July 6, 2016
The Comprehensive Economic and Trade Agreement (CETA) between Canada and the EU, the first extensive trade and investment deal that the EU has negotiated with a third party may not become reality. On July 5, the EU Commission has given in to calls coming from Germany and France to have the national parliaments ratify the agreement text instead of going through the simple ratification procedure involving only the European Parliament and the representatives of the member states signing on it. This indicates that:
a) It will take longer for CETA to be ratified and enter force and it is possible that it is vetoed (Romania and Bulgaria announced they will veto if Canada doesn’t lift the visa requirements for their nationals);
b) Brussels is losing ground when it comes to governance within the EU, as the move confirms the power still belongs to the nation state;
c) TTIP negotiations will likely be negatively affected (if only psychologically) and hope for establishing the largest global trade and investment bloc diminishes.
The French and German calls follow Brexit and can be interpreted as a reaction of the elite leadership to the referendum result. The British vote was against the political elite as much as it was against the EU, something that resonated with European leaders who have likely become more sensitive to the electorate’s needs and less to those coming from Brussels. But it is not the first time that France and Germany reacts to CETA.
Back in January 2015, when negotiations between Canada and the EU were almost closed, Paris and Berlin called for the modification of the ISDS clause. Their request followed Brussels receiving a majority of negative responses on including ISDS in the TTIP text agreement, during a public consultation session. The ISDS mechanism is about moving the competence for judging a case between foreign companies investing in a host country from the hands of national courts into the hands of international arbiters (more on the ISDS clause and TTIP here). The mechanism was mainly developed conceptually in NAFTA jurisprudence in order to facilitate investment between the Treaty signatories. But in Europe, the clause was seen by many to dilute the national prerogatives of host countries and so the EU had to restart negotiations with Canada, following the French and German calls to modify the clause into a “lighter” format. In a surprise move, Canada had given in on the EU demands in February 2016, closing the negotiations and not only paving the way for its enforcement but also giving some optimism with regards to the TTIP agreement.

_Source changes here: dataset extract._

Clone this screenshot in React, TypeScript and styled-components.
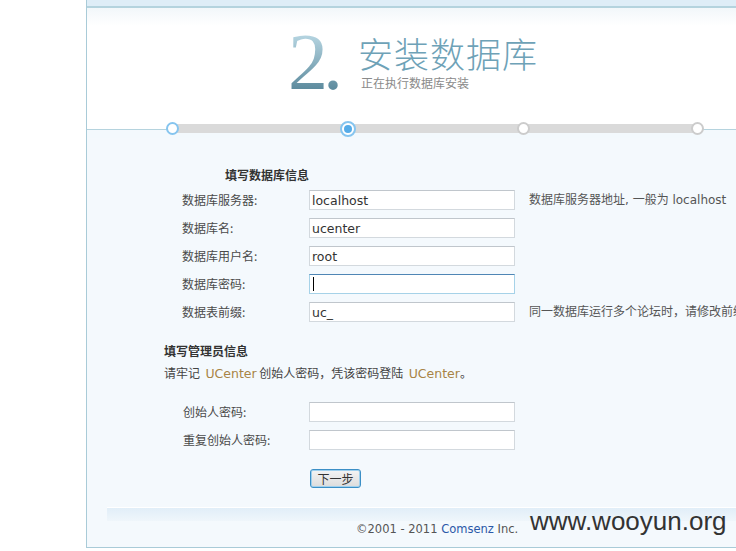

Both CETA and TTIP have been heavily supported by the UK. With Brexit, uncertainty has not only become the defining feature of British politics, but has also questioned the future of the projects the UK supported within the EU. However, the two major trade and investment agreements had their own particular negotiation challenges. As I have noted in other articles, while TTIP is a major geostrategic opportunity for both the US and the EU, it is the EU continuous socio-economic problems leading to fragmentation rather than integration that is the major obstacle for reaching a deal. And time comes close to such a negative conclusion.